Christian response: “Just because you can’t drink the ocean or antifreeze doesn’t mean they’re not designed. They’re just designed for another purpose.”

My response: The point in the atheist argument, if it were hard to understand, is that this doesn’t look like a world designed for humans to live in. The fraction of the earth’s surface that a naked Adam and Eve could survive on is pretty small. Zoom out to include the universe, and the fraction is negligible.

We’re not going for a proof that the world wasn’t designed (at least I’m not). Rather, this argument attempts to make a convincing case that the world wasn’t designed. We don’t have proof that God didn’t design an undrinkable ocean, just the fact that it looks that way.

I’ve written more about how this vast universe with more than 200 billion galaxies doesn’t look like what God would create if he wanted a home for humans here and here.

“Something doesn’t have to be perfectly designed in order to be intelligently designed.”

If God the perfect designer made it, then yes, it does have to be perfectly designed.

Natural beats supernatural

“Imperfect design is perfectly consistent with intelligent design in a broken world.”

Explain how a broken world would be part of the omnipotent Maker’s perfect plan. “Broken” is just evidence-free handwaving to dismiss the embarrassing lack of perfection we see in God’s supposed handiwork on earth. Apologists credit the excellent parts of our reality to God the designer, and poor parts are blamed on humans. That doesn’t make sense even assuming that Christianity is correct.

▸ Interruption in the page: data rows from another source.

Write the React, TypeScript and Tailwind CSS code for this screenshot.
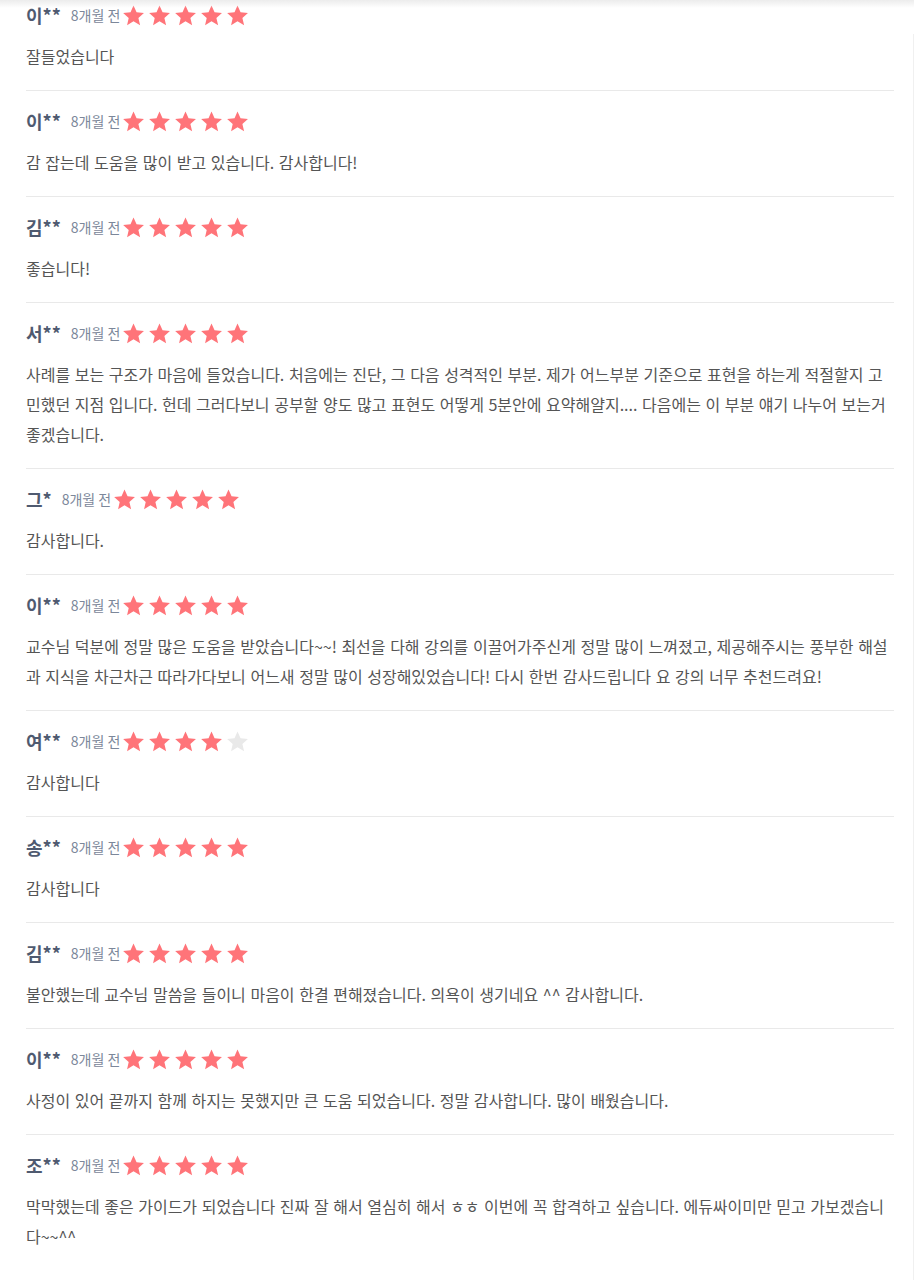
import { Fragment } from 'react'

type Review = {
  name: string
  when: string
  rating: number
  body: string
}

const REVIEWS: Review[] = [
  { name: '이**', when: '8개월 전', rating: 5, body: '잘들었습니다' },
  { name: '이**', when: '8개월 전', rating: 5, body: '감 잡는데 도움을 많이 받고 있습니다. 감사합니다!' },
  { name: '김**', when: '8개월 전', rating: 5, body: '좋습니다!' },
  {
    name: '서**',
    when: '8개월 전',
    rating: 5,
    body: '사례를 보는 구조가 마음에 들었습니다. 처음에는 진단, 그 다음 성격적인 부분. 제가 어느부분 기준으로 표현을 하는게 적절할지 고민했던 지점 입니다. 헌데 그러다보니 공부할 양도 많고 표현도 어떻게 5분안에 요약해얄지.... 다음에는 이 부분 얘기 나누어 보는거 좋겠습니다.',
  },
  { name: '그*', when: '8개월 전', rating: 5, body: '감사합니다.' },
  {
    name: '이**',
    when: '8개월 전',
    rating: 5,
    body: '교수님 덕분에 정말 많은 도움을 받았습니다~~! 최선을 다해 강의를 이끌어가주신게 정말 많이 느껴졌고, 제공해주시는 풍부한 해설과 지식을 차근차근 따라가다보니 어느새 정말 많이 성장해있었습니다! 다시 한번 감사드립니다 요 강의 너무 추천드려요!',
  },
  { name: '여**', when: '8개월 전', rating: 4, body: '감사합니다' },
  { name: '송**', when: '8개월 전', rating: 5, body: '감사합니다' },
  { name: '김**', when: '8개월 전', rating: 5, body: '불안했는데 교수님 말씀을 들이니 마음이 한결 편해졌습니다. 의욕이 생기네요 ^^ 감사합니다.' },
  { name: '이**', when: '8개월 전', rating: 5, body: '사정이 있어 끝까지 함께 하지는 못했지만 큰 도움 되었습니다. 정말 감사합니다. 많이 배웠습니다.' },
  {
    name: '조**',
    when: '8개월 전',
    rating: 5,
    body: '막막했는데 좋은 가이드가 되었습니다 진짜 잘 해서 열심히 해서 ㅎㅎ 이번에 꼭 합격하고 싶습니다. 에듀싸이미만 믿고 가보겠습니다~~^^',
  },
]

function Star({ filled }: { filled: boolean }) {
  return (
    <svg viewBox="0 0 24 24" className={filled ? 'h-[23px] w-[23px] fill-[#ff7479]' : 'h-[23px] w-[23px] fill-[#e9e9e9]'}>
      <path d="M12 1.6l3.2 7.1 7.7.7-5.8 5.1 1.8 7.6L12 18.1l-6.7 4 1.7-7.6-5.8-5.1 7.7-.7z" />
    </svg>
  )
}

function ReviewItem({ review, first }: { review: Review; first: boolean }) {
  return (
    <div className={first ? 'pb-[19px]' : 'pt-[16px] pb-[19px]'}>
      <div className="flex h-7 items-center">
        <span className="text-[18px] font-bold text-[#4f5a70]">{review.name}</span>
        <span className="ml-[10px] text-[14px] text-[#7c879a]">{review.when}</span>
        <div className="ml-[2px] flex gap-[3px]">
          {[0, 1, 2, 3, 4].map((i) => (
            <Star key={i} filled={i < review.rating} />
          ))}
        </div>
      </div>
      <p className="mt-[12px] text-[16px] leading-[30px] text-[#555555] [word-spacing:1px]">{review.body}</p>
    </div>
  )
}

export default function App() {
  return (
    <div
      className="relative min-h-[1280px] bg-white pl-[26px] pr-[20px]"
      style={{ fontFamily: '"Noto Sans CJK KR", "Noto Sans", sans-serif' }}
    >
      <div className="pointer-events-none absolute inset-x-0 top-0 h-[8px] bg-gradient-to-b from-[#ececec] to-white/0" />
      <div className="pointer-events-none absolute right-0 top-[34px] bottom-0 w-px bg-[#f0f0f0]" />
      <div className="pt-px">
        {REVIEWS.map((review, i) => (
          <Fragment key={i}>
            {i > 0 && <div className="h-px bg-[#e9e9e9]" />}
            <ReviewItem review={review} first={i === 0} />
          </Fragment>
        ))}
      </div>
    </div>
  )
}
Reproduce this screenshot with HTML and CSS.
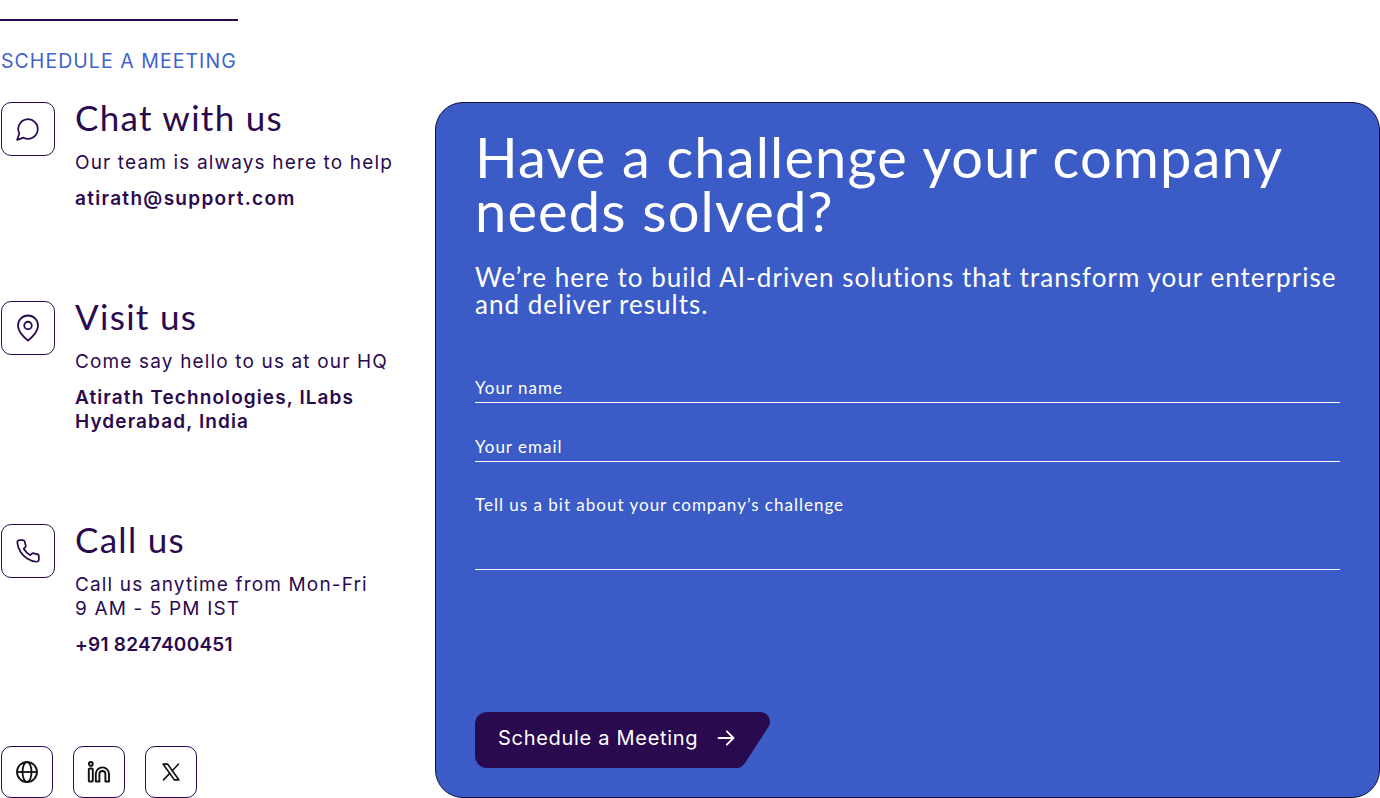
FILE: index.html

```html
<!DOCTYPE html>
<html lang="en">
<head>
  <meta charset="UTF-8">
  <title>Schedule a Meeting</title>
  <meta name="viewport" content="width=device-width, initial-scale=1.0">
  <link rel="stylesheet" href="styles.css">
</head>
<body>
  <div class="page">

    <!-- Kontaktspalte -->
    <aside class="contact">
      <div class="rule"></div>
      <div class="eyebrow">SCHEDULE A MEETING</div>

      <div class="contact-list">
        <div class="contact-row">
          <div class="icon-box">
            <svg width="26" height="26" viewBox="0 0 24 24" fill="none" stroke="#2a0a4f" stroke-width="1.6" stroke-linecap="round" stroke-linejoin="round"><path d="M7.9 20A9 9 0 1 0 4 16.1L2 22Z"/></svg>
          </div>
          <div class="contact-text">
            <h2>Chat with us</h2>
            <p>Our team is always here to help</p>
            <p class="strong email">atirath@support.com</p>
          </div>
        </div>

        <div class="contact-row">
          <div class="icon-box">
            <svg width="30" height="30" viewBox="0 0 24 24" fill="none" stroke="#2a0a4f" stroke-width="1.45" stroke-linecap="round" stroke-linejoin="round"><path d="M20 10c0 6-8 12-8 12s-8-6-8-12a8 8 0 0 1 16 0Z"/><circle cx="12" cy="10" r="3"/></svg>
          </div>
          <div class="contact-text">
            <h2>Visit us</h2>
            <p>Come say hello to us at our HQ</p>
            <p class="strong">Atirath Technologies, ILabs<br>Hyderabad, India</p>
          </div>
        </div>

        <div class="contact-row">
          <div class="icon-box">
            <svg width="26" height="26" viewBox="0 0 24 24" fill="none" stroke="#2a0a4f" stroke-width="1.6" stroke-linecap="round" stroke-linejoin="round"><path d="M22 16.92v3a2 2 0 0 1-2.18 2 19.79 19.79 0 0 1-8.63-3.07 19.5 19.5 0 0 1-6-6 19.79 19.79 0 0 1-3.07-8.67A2 2 0 0 1 4.11 2h3a2 2 0 0 1 2 1.72 12.84 12.84 0 0 0 .7 2.81 2 2 0 0 1-.45 2.11L8.09 9.91a16 16 0 0 0 6 6l1.27-1.27a2 2 0 0 1 2.11-.45 12.84 12.84 0 0 0 2.81.7A2 2 0 0 1 22 16.92z"/></svg>
          </div>
          <div class="contact-text">
            <h2>Call us</h2>
            <p>Call us anytime from Mon-Fri<br>9 AM - 5 PM IST</p>
            <p class="strong phone">+91 8247400451</p>
          </div>
        </div>
      </div>

      <div class="socials">
        <div class="social-box">
          <svg width="24" height="24" viewBox="0 0 24 24" fill="none" stroke="#111" stroke-width="1.8"><circle cx="12" cy="12" r="10"/><ellipse cx="12" cy="12" rx="4.5" ry="10"/><path d="M2 12h20"/></svg>
        </div>
        <div class="social-box">
          <svg width="24" height="24" viewBox="0 0 24 24" fill="none" stroke="#111" stroke-width="1.9" stroke-linejoin="round"><circle cx="3.8" cy="3.9" r="1.9"/><rect x="1.8" y="8.5" width="4" height="13" rx="1"/><path d="M8.8 21.5V14a6.6 6.6 0 0 1 13.2 0v7.5h-3.6V14a3 3 0 0 0-6 0v7.5z"/></svg>
        </div>
        <div class="social-box">
          <svg width="20" height="20" viewBox="0 0 24 24" fill="none" stroke="#111" stroke-width="1.9" stroke-linejoin="round"><path d="M2.5 2.5h5.4l13.6 19h-5.4z"/><path d="M21 2.5 13.5 10.6M10.5 13.6 3 21.5" stroke-linecap="round"/></svg>
        </div>
      </div>
    </aside>

    <!-- Formular -->
    <main class="panel">
      <h1>Have a challenge your company needs solved?</h1>
      <p class="lead">We’re here to build AI-driven solutions that transform your enterprise and deliver results.</p>

      <div class="form">
        <div class="field">Your name</div>
        <div class="field">Your email</div>
        <div class="field field-long">Tell us a bit about your company’s challenge</div>
      </div>

      <button class="btn">
        Schedule a Meeting
        <svg width="20" height="20" viewBox="0 0 24 24" fill="none" stroke="#fff" stroke-width="2.2" stroke-linecap="round" stroke-linejoin="round"><path d="M3 12h18M13 4l8 8-8 8"/></svg>
      </button>
    </main>
  </div>
</body>
</html>
```

FILE: styles.css

```css
body {
  font-family: Inter, "Open Sans", sans-serif;
  background: #ffffff;
  color: #2a0a4f;
  margin: 0;
  padding: 0;
}

.page {
  display: grid;
  grid-template-columns: 435px 1fr;
  width: 1380px;
  height: 798px;
  overflow: hidden;
}

.contact {
  display: flex;
  flex-direction: column;
  padding: 19px 0 0 1px;
}

.rule {
  width: 238px;
  height: 2px;
  margin-left: -1px;
  background: #2a0a4f;
}

.eyebrow {
  margin-top: 28px;
  font-size: 19.5px;
  line-height: 24px;
  color: #3f62cc;
  letter-spacing: 1.05px;
}

.contact-list {
  display: flex;
  flex-direction: column;
  gap: 90px;
  margin-top: 29px;
}

.contact-row {
  display: flex;
  gap: 20px;
}

.icon-box,
.social-box {
  display: flex;
  align-items: center;
  justify-content: center;
  flex: none;
  box-sizing: border-box;
  border: 1px solid #2a0a4f;
  border-radius: 10px;
}

.icon-box {
  width: 54px;
  height: 54px;
}

.social-box {
  width: 52px;
  height: 52px;
}

.contact-text h2 {
  margin: 0 0 19px;
  font-family: Lato, sans-serif;
  font-weight: 400;
  font-size: 35px;
  line-height: 30px;
  letter-spacing: 1.3px;
}

.contact-text p {
  margin: 12px 0 0;
  font-size: 19px;
  line-height: 24px;
  letter-spacing: 1.15px;
}

.contact-text .strong {
  font-weight: 600;
  letter-spacing: 1.1px;
}

.contact-text .email {
  letter-spacing: 1.3px;
}

.contact-text .phone {
  letter-spacing: 0.25px;
}

.socials {
  display: flex;
  gap: 20px;
  margin-top: 89px;
}

.panel {
  display: flex;
  flex-direction: column;
  align-items: flex-start;
  box-sizing: border-box;
  height: 696px;
  margin-top: 102px;
  padding: 27px 39px 29px 39px;
  background: #3b5bc6;
  border: 1px solid #15103a;
  border-radius: 28px;
  color: #ffffff;
}

.panel h1 {
  margin: 0;
  font-family: Lato, sans-serif;
  font-weight: 400;
  font-size: 56px;
  line-height: 54px;
  letter-spacing: 1.15px;
}

.lead {
  margin: 26px 0 0;
  font-family: Lato, sans-serif;
  font-size: 26px;
  line-height: 27px;
  letter-spacing: 1.03px;
}

.form {
  align-self: stretch;
  margin-top: 58px;
  font-family: Lato, sans-serif;
  font-size: 17px;
  letter-spacing: 1px;
}

.field {
  height: 26px;
  margin-top: 32px;
  line-height: 24px;
  border-bottom: 1px solid #ffffff;
}

.field:first-child {
  margin-top: 0;
}

.field-long {
  height: 76px;
  margin-top: 31px;
}

.btn {
  display: flex;
  align-items: center;
  gap: 18px;
  width: 295px;
  height: 56px;
  margin-top: auto;
  padding: 0 0 4px 23px;
  font-family: Inter, sans-serif;
  font-size: 20px;
  letter-spacing: 0.7px;
  color: #ffffff;
  background: #2a0a4f;
  border: none;
  cursor: pointer;
  clip-path: path("M12 0H285C293 0 297 8 294 14L270 51C268 54 265 56 262 56H12A12 12 0 0 1 0 44V12A12 12 0 0 1 12 0Z");
}
```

Sure, the world could be supernaturally broken, but why go there? The natural explanation, always the default, is sufficient to explain the good and the bad in the world. The God hypothesis isn’t necessary, so let’s discard it as an unfounded and useless assumption.

“God could have made every mistake that we could possibly think of when creating everything, but that still does not affect the chances of Him existing or not.”

Is God omnipotent, omniscient, and all-good? Then he wouldn’t have made mistakes.

And if the reference to a “finely tuned world” in the atheist argument was an attack on the Fine Tuning Argument, I’ve made that attack myself here and here.

Evaluation: 9/10. This argument seems to be (1) a response to the Fine Tuning Argument and (2) the question, “Why would God make the universe 93 billion light-years across (and that’s just the visible part) to make a home for one species?” The argument would’ve worked better if it were just one or the other.

10. Evolution explains life. The God hypothesis is unnecessary.

Atheist argument: “Evolution is obviously proven and true. This means that we weren’t created by magic and are somehow superior to the animal kingdom. No creator, no God.”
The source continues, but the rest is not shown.